Boneless chicken thighs(Skinless)-2 large(cut into 1-inch pieces)
Unsweetened coconut milk-1 can(13.66 oz.)
Thai red curry paste-4 oz.(1 bottle)
Sliced bell peppers-1 small
Sliced carrots-1 medium
Sugar snap peas-14-15
Chopped Fresh basil-2 tbsp
Chopped garlic-1 tbsp(for chicken)+1 tbsp(for curry)
Dry red chili-2(for chicken)+2(for curry)
Fish sauce-1 tsp
Salt 2 taste
1-Heat 1 tbsp oil in a pan add 2 dry red chili and 1 tbsp chopped garlic over medium heat,saute for a min.

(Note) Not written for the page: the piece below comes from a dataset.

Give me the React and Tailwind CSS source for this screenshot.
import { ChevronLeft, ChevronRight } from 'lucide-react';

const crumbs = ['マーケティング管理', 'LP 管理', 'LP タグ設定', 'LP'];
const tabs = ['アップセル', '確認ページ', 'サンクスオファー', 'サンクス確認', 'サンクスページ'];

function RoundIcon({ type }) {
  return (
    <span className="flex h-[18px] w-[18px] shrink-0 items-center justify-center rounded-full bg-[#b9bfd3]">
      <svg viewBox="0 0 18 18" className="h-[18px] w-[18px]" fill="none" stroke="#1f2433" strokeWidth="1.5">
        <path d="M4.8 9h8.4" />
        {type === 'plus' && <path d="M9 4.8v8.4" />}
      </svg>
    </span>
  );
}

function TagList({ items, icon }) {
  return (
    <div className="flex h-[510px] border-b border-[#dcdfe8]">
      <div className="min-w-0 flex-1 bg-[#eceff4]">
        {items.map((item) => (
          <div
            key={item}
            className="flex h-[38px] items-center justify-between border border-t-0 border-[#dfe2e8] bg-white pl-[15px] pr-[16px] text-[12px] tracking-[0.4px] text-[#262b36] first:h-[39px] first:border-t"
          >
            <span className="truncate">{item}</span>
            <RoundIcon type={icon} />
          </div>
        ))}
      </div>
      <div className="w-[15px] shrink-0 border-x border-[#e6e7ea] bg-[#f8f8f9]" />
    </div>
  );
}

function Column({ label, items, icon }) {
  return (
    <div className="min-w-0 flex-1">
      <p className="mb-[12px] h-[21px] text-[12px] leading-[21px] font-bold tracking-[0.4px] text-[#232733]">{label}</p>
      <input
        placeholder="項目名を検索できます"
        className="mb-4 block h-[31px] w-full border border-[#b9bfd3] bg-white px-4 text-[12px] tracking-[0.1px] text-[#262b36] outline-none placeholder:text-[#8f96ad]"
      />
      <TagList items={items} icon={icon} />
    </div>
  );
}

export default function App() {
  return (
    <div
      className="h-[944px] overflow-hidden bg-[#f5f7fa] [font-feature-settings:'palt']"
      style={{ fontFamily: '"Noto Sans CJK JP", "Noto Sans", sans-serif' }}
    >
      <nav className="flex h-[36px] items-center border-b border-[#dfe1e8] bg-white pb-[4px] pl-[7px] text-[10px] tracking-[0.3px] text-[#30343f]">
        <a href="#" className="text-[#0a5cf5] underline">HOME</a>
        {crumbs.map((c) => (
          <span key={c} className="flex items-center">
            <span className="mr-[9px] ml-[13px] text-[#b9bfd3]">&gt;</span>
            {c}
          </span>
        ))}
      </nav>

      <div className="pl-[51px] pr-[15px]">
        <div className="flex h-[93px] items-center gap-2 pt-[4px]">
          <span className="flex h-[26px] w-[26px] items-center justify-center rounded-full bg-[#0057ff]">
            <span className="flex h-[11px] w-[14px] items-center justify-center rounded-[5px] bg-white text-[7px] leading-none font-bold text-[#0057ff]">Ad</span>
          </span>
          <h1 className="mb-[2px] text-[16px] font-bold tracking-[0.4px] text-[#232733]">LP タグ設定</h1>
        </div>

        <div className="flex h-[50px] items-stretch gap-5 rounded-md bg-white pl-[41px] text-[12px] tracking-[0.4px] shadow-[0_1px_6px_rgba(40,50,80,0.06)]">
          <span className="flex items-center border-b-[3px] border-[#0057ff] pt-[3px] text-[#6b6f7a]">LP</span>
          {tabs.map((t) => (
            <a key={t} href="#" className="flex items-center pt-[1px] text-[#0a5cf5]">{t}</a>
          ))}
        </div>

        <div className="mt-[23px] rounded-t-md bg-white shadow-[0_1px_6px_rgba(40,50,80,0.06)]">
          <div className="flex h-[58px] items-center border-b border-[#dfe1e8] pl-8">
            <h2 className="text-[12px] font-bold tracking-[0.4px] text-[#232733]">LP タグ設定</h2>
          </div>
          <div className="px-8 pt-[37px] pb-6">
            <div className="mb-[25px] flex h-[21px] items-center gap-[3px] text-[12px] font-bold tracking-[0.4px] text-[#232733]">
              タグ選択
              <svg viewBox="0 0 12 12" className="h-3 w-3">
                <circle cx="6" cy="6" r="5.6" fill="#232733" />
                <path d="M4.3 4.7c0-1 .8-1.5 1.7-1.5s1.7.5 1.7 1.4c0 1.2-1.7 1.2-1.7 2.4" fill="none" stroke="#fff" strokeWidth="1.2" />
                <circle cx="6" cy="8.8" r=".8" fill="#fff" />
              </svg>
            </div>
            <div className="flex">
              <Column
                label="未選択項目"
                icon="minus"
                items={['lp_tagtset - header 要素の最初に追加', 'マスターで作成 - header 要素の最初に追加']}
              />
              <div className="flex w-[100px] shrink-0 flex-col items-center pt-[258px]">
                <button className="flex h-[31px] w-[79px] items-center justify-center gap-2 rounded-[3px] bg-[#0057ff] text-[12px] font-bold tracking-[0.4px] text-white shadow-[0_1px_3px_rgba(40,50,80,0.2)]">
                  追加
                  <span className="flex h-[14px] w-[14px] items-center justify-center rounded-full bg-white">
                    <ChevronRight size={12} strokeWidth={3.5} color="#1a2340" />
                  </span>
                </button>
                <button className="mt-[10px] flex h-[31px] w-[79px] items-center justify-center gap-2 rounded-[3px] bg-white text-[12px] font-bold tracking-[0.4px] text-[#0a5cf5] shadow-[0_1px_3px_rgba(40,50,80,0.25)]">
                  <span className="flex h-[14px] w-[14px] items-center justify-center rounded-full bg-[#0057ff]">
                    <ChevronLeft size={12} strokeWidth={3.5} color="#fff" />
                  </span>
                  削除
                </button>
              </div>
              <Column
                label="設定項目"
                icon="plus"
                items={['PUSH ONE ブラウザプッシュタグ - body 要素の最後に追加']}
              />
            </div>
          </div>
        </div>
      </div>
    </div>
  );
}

2-Add chicken and salt,cook till juices run clear,remove chicken from pan and keep aside.
3-Reheat pan and add remaining oil,dry chili,chopped garlic and red curry paste,saute for 1-2 minutes.

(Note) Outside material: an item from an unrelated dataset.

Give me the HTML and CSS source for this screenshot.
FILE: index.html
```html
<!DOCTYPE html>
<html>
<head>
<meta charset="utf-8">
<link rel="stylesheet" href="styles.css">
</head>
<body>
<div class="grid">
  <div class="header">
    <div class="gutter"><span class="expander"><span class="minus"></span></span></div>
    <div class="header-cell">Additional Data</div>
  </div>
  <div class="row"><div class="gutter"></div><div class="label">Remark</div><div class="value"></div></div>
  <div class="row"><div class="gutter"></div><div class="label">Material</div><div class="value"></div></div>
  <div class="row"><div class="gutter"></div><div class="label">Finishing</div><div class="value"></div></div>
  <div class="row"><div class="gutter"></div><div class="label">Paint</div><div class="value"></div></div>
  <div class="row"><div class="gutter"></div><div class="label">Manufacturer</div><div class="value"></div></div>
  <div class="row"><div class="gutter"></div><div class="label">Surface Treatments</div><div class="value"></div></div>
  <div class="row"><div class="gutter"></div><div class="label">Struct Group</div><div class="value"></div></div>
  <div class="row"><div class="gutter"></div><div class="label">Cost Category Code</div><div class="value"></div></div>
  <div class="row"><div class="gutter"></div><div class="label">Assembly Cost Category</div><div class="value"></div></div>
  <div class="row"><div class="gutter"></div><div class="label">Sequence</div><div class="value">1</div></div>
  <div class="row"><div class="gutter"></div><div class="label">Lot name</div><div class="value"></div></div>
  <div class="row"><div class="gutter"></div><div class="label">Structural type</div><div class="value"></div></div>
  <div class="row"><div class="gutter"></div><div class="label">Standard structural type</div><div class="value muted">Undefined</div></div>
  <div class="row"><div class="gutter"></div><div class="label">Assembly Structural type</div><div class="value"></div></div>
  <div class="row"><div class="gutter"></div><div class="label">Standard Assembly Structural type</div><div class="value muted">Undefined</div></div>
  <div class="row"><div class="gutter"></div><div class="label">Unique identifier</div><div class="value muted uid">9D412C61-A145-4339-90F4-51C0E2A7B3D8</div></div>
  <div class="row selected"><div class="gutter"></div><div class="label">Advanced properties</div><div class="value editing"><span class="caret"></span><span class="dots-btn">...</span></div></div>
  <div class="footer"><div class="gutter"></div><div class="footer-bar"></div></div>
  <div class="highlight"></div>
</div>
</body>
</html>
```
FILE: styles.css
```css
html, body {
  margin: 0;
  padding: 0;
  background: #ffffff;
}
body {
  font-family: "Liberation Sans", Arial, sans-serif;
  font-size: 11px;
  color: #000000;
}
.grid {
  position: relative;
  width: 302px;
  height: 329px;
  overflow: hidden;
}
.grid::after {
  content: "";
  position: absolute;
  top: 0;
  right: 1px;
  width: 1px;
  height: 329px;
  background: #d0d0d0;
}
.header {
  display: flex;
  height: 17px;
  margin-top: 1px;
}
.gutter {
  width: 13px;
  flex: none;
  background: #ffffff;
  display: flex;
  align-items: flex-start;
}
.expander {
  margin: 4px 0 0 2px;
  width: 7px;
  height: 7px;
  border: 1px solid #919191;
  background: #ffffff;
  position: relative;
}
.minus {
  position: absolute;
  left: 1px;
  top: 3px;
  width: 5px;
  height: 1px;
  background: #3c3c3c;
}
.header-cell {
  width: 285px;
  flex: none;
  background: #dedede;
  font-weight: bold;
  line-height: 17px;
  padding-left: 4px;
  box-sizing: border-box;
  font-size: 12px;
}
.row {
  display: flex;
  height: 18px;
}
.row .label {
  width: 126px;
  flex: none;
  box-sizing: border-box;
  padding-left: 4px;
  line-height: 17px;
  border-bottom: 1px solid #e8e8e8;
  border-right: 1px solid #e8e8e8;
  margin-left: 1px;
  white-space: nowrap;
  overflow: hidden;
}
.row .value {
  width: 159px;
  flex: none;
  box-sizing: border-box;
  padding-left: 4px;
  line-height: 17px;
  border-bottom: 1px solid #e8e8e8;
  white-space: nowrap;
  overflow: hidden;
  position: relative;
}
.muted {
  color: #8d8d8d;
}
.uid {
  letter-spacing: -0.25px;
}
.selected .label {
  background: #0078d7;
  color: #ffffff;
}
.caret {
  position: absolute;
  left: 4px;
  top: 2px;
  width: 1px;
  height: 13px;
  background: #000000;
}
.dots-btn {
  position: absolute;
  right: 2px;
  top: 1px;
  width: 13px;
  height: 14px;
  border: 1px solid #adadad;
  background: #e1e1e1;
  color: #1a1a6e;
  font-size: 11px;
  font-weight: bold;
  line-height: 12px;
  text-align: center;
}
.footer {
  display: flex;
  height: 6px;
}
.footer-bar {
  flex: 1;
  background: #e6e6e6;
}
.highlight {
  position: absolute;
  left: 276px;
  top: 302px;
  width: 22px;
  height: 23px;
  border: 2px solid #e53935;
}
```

4-Add coconut milk and fish sauce,bring to simmer on medium-high heat until well blended.
5-Add chicken,carrot,bell pepper,baby corn and salt,simmer 15-20 minutes or until all the veggies are tender.
6-Add basil and peas,mix well and cover it.Cook for 30-40 seconds.
7-Remove from heat and serve over steamed rice.